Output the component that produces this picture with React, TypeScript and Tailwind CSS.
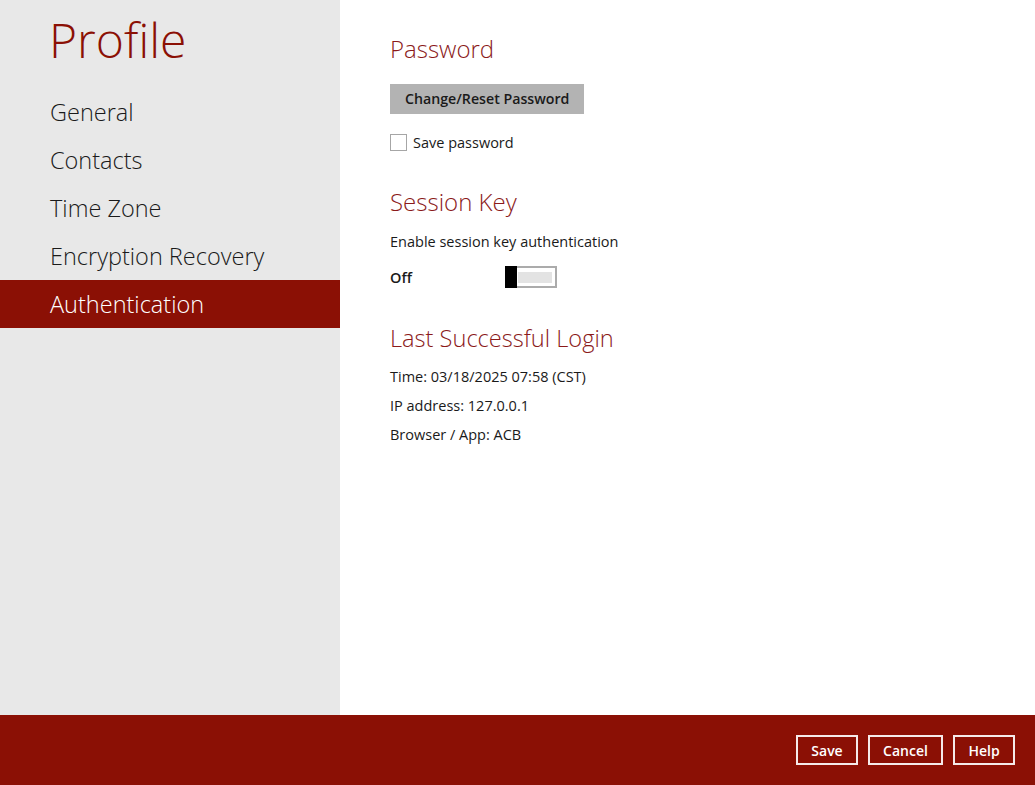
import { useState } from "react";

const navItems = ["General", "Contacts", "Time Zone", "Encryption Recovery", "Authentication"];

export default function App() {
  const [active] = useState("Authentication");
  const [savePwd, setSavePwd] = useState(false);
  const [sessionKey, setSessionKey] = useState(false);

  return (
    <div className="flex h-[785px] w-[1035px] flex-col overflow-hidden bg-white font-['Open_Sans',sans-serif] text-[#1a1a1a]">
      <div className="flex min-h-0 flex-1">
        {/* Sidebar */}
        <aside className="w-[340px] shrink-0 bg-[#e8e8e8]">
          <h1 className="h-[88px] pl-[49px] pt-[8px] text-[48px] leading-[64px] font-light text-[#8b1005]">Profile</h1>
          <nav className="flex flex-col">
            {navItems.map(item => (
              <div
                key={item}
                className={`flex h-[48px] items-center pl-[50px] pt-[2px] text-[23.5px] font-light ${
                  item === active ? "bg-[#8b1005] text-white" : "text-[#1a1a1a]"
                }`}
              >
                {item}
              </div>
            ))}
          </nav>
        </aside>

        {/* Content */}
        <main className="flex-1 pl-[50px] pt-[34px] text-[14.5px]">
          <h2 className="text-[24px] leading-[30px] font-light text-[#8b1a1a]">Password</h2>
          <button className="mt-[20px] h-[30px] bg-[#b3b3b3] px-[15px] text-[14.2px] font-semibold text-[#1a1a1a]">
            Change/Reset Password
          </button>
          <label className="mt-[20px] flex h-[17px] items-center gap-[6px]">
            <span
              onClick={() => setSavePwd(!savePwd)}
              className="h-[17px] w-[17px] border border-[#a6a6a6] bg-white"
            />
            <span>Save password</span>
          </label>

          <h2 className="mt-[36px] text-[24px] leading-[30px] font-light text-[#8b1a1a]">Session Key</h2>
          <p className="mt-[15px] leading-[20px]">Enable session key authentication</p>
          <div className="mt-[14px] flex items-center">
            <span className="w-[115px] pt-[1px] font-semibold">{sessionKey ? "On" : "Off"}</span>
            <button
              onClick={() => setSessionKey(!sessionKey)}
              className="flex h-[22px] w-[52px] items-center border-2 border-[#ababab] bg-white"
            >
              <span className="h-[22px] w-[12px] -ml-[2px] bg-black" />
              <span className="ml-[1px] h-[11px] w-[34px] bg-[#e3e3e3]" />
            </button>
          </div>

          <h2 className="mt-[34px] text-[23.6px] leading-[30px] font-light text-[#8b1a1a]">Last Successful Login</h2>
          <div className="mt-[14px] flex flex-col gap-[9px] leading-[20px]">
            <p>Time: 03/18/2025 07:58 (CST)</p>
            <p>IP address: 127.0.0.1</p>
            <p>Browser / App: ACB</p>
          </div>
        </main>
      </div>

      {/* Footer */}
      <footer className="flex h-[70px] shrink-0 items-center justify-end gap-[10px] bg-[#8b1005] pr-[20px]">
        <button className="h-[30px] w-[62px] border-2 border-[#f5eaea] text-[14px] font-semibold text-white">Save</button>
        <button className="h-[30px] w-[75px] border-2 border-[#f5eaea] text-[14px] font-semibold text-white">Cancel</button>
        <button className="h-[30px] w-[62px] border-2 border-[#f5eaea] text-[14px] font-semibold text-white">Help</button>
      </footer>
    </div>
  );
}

▶ _Task requirements_
Reproduce all of the data exactly, omitting each picture it holds.

▶ _Solved exercise_
Output the component that produces this picture with React, TypeScript and Tailwind CSS.
import { useState } from "react";

const navItems = ["General", "Contacts", "Time Zone", "Encryption Recovery", "Authentication"];

export default function App() {
  const [active] = useState("Authentication");
  const [savePwd, setSavePwd] = useState(false);
  const [sessionKey, setSessionKey] = useState(false);

  return (
    <div className="flex h-[785px] w-[1035px] flex-col overflow-hidden bg-white font-['Open_Sans',sans-serif] text-[#1a1a1a]">
      <div className="flex min-h-0 flex-1">
        {/* Sidebar */}
        <aside className="w-[340px] shrink-0 bg-[#e8e8e8]">
          <h1 className="h-[88px] pl-[49px] pt-[8px] text-[48px] leading-[64px] font-light text-[#8b1005]">Profile</h1>
          <nav className="flex flex-col">
            {navItems.map(item => (
              <div
                key={item}
                className={`flex h-[48px] items-center pl-[50px] pt-[2px] text-[23.5px] font-light ${
                  item === active ? "bg-[#8b1005] text-white" : "text-[#1a1a1a]"
                }`}
              >
                {item}
              </div>
            ))}
          </nav>
        </aside>

        {/* Content */}
        <main className="flex-1 pl-[50px] pt-[34px] text-[14.5px]">
          <h2 className="text-[24px] leading-[30px] font-light text-[#8b1a1a]">Password</h2>
          <button className="mt-[20px] h-[30px] bg-[#b3b3b3] px-[15px] text-[14.2px] font-semibold text-[#1a1a1a]">
            Change/Reset Password
          </button>
          <label className="mt-[20px] flex h-[17px] items-center gap-[6px]">
            <span
              onClick={() => setSavePwd(!savePwd)}
              className="h-[17px] w-[17px] border border-[#a6a6a6] bg-white"
            />
            <span>Save password</span>
          </label>

          <h2 className="mt-[36px] text-[24px] leading-[30px] font-light text-[#8b1a1a]">Session Key</h2>
          <p className="mt-[15px] leading-[20px]">Enable session key authentication</p>
          <div className="mt-[14px] flex items-center">
            <span className="w-[115px] pt-[1px] font-semibold">{sessionKey ? "On" : "Off"}</span>
            <button
              onClick={() => setSessionKey(!sessionKey)}
              className="flex h-[22px] w-[52px] items-center border-2 border-[#ababab] bg-white"
            >
              <span className="h-[22px] w-[12px] -ml-[2px] bg-black" />
              <span className="ml-[1px] h-[11px] w-[34px] bg-[#e3e3e3]" />
            </button>
          </div>

          <h2 className="mt-[34px] text-[23.6px] leading-[30px] font-light text-[#8b1a1a]">Last Successful Login</h2>
          <div className="mt-[14px] flex flex-col gap-[9px] leading-[20px]">
            <p>Time: 03/18/2025 07:58 (CST)</p>
            <p>IP address: 127.0.0.1</p>
            <p>Browser / App: ACB</p>
          </div>
        </main>
      </div>

      {/* Footer */}
      <footer className="flex h-[70px] shrink-0 items-center justify-end gap-[10px] bg-[#8b1005] pr-[20px]">
        <button className="h-[30px] w-[62px] border-2 border-[#f5eaea] text-[14px] font-semibold text-white">Save</button>
        <button className="h-[30px] w-[75px] border-2 border-[#f5eaea] text-[14px] font-semibold text-white">Cancel</button>
        <button className="h-[30px] w-[62px] border-2 border-[#f5eaea] text-[14px] font-semibold text-white">Help</button>
      </footer>
    </div>
  );
}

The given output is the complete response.